Code that builds pages
====================

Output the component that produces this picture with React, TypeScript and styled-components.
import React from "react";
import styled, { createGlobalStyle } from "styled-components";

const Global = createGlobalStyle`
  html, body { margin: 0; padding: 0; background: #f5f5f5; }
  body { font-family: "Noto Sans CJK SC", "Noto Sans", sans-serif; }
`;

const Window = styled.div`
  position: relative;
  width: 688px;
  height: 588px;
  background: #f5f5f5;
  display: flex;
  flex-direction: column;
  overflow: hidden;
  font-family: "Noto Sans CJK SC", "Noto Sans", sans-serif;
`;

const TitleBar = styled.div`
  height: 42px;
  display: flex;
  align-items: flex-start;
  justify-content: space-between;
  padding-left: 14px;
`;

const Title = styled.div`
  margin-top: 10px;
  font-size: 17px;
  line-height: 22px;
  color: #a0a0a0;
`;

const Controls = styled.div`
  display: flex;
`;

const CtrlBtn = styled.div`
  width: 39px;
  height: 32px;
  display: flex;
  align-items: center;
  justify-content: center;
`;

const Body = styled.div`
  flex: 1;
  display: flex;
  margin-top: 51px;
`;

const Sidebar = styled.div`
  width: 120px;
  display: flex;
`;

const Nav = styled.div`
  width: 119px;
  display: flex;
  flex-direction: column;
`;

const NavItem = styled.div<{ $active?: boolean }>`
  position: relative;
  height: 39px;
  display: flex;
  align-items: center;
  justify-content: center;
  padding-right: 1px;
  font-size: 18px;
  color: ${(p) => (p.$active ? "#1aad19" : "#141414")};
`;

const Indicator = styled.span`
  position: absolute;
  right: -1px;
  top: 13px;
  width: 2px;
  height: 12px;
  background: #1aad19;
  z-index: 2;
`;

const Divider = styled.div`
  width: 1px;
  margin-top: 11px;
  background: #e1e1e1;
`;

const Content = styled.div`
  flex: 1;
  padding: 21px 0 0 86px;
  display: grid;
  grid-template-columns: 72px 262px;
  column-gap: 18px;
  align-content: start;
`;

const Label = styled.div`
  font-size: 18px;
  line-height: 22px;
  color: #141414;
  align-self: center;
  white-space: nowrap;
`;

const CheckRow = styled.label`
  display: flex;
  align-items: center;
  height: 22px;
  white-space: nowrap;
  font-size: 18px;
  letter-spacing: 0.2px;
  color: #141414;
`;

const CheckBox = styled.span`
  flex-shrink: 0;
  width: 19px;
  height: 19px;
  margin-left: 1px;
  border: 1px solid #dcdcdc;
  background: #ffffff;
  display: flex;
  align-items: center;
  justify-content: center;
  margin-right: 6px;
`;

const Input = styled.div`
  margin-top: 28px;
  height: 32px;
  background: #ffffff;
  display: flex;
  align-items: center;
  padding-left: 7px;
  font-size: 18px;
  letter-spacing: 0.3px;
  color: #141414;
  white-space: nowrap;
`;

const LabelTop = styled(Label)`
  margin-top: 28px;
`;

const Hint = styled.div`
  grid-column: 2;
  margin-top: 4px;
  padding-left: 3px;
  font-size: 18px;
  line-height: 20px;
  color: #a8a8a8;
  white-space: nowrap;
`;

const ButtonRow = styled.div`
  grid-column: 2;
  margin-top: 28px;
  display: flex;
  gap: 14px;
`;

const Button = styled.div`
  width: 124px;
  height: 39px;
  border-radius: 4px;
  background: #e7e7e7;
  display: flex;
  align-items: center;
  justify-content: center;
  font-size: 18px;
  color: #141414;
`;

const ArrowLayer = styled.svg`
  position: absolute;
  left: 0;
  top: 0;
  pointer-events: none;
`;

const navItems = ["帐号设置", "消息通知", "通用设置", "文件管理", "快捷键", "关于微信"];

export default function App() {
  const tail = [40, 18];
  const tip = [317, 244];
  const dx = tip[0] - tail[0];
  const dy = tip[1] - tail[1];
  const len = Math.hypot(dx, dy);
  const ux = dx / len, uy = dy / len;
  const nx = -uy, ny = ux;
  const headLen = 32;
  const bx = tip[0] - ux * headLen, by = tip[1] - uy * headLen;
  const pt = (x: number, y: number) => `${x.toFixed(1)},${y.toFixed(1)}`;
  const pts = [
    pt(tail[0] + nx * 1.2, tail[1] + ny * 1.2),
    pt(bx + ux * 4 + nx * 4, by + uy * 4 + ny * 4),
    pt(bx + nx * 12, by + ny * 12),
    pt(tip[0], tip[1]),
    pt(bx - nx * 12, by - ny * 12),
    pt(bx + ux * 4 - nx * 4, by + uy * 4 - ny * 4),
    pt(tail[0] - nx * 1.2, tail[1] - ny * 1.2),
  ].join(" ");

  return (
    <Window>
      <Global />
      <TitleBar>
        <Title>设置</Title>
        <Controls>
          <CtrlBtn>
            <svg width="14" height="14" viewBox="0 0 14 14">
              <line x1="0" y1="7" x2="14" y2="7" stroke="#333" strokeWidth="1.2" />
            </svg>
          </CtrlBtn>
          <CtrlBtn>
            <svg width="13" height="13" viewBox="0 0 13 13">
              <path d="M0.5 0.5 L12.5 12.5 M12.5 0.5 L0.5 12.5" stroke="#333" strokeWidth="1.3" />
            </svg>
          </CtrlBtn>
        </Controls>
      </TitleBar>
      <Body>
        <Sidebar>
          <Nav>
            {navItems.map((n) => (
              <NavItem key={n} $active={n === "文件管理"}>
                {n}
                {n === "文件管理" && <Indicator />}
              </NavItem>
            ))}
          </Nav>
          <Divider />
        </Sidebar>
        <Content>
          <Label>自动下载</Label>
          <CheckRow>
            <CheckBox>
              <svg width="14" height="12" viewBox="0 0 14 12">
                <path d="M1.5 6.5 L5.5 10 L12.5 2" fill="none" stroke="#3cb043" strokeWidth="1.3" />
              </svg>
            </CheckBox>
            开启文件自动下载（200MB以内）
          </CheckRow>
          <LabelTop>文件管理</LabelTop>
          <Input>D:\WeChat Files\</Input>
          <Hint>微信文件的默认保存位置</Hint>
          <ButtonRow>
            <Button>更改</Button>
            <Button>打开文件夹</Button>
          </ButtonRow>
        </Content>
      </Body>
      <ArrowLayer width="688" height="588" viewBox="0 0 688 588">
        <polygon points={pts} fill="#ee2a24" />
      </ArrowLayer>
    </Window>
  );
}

====================

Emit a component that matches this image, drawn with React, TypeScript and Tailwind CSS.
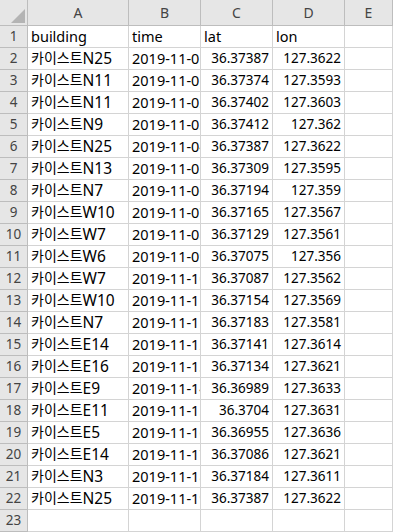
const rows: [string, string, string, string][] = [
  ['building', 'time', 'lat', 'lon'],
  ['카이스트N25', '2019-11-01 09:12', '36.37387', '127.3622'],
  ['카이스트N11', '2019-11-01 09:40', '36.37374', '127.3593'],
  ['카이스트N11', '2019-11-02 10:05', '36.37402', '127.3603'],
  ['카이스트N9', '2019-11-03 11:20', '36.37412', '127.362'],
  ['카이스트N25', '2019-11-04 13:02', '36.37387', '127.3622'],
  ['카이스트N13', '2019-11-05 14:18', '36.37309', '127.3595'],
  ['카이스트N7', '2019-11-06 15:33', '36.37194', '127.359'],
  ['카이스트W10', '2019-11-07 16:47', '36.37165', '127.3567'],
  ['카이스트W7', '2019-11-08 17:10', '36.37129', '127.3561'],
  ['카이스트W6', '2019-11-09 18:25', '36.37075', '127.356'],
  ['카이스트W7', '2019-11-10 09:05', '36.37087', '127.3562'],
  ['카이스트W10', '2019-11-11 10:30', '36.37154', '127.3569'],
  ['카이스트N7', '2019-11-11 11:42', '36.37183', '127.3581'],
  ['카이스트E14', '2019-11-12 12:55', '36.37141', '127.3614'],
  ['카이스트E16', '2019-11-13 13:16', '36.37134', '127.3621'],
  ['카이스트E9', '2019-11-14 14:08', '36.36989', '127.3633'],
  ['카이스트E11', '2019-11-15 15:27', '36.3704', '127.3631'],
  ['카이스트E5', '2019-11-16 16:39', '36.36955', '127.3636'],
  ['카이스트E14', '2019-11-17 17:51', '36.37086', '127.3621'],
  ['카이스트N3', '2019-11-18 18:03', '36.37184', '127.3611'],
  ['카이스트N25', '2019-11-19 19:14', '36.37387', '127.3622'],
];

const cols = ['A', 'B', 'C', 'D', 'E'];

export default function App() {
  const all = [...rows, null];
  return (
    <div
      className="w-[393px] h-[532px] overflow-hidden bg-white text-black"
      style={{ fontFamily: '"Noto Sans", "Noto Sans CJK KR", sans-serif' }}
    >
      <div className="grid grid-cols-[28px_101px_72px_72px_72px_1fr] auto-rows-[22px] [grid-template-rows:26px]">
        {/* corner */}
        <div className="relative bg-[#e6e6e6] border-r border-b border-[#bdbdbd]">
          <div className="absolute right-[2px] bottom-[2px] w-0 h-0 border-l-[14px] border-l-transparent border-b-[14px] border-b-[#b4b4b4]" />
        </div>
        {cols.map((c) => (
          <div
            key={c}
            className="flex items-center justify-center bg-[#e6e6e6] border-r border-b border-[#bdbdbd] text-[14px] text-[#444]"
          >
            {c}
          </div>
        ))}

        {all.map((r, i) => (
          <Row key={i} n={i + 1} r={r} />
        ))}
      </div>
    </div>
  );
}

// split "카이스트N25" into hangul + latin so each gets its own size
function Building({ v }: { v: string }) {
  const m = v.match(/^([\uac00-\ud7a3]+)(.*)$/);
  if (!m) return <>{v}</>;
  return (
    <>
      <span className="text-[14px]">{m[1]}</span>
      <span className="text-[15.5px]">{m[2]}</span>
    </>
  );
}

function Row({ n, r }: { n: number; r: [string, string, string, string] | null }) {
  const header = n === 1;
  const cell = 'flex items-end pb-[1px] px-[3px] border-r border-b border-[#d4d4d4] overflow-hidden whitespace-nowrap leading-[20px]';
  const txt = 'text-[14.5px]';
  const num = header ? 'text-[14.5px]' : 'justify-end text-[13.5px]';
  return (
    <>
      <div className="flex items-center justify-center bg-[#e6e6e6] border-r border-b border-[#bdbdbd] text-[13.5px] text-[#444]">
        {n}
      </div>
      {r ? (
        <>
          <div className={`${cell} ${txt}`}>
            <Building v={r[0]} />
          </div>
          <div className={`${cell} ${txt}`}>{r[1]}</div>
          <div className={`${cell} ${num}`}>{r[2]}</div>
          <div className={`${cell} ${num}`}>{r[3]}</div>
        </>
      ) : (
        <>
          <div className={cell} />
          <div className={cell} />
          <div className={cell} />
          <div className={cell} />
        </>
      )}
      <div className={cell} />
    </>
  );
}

====================

▸ Your goal: Which lines contain the word "components"? Return each of them.

▸ Reply to the task:
Output the component that produces this picture with React, TypeScript and styled-components.
import styled, { createGlobalStyle } from "styled-components";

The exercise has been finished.